He succeeds Louis Schweitzer, Renault boss since 1992, who now becomes non-executive chairman.
Ghosn told shareholders after the vote in Paris: "I am very happy to be back in France and to take charge of Renault. A new chapter of the group opens today. I arrived in Tokyo to lead a company in the midst of crisis. Renault is a healthy enterprise."
Ghosn takes Renault's leadership at a time when both companies are reporting a softening of their financial performance, partly as rising costs for steel and plastic trim profit.
Nissan Motor, which has leapfrogged Toyota Motor to number two spot in Japan since Ghosn took over, said on Monday that increased sales in the United States, its biggest market, of luxury vehicles like the Infiniti and Altima sedans, as well as a new offering of sport utility vehicles like the Pathfinder, helped push net income up 1.7% to a record $4.8 billion (£2.5 billion), beating the company's own forecasts.

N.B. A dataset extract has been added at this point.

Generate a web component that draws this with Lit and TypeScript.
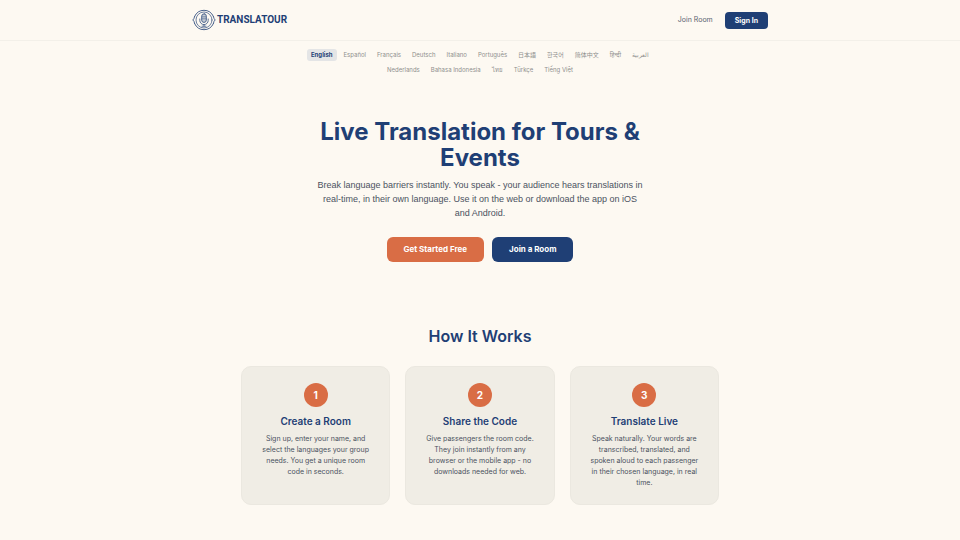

But the gains in profit and sales were not as steep as they were for the past several years, and the company said it could only forecast a 1% gain in net profit for the year ending in March 2006.
Nissan Motor, 44% owned by Renault, also revealed it would need to postpone by one year a target to sell 4.2 million vehicles worldwide for the year ending in March 2009.
Ghosn said he would study the situation before taking action. His first visit will be to a Renault factory in France, followed by a trip to see operations in Britain.
"Do not expect large changes in the coming days," Ghosn said. "I first need to reconnect with a company that changed a lot since I left it."
Ghosn said he expected to push for a greater internationalization of Renault and an expansion of its product range.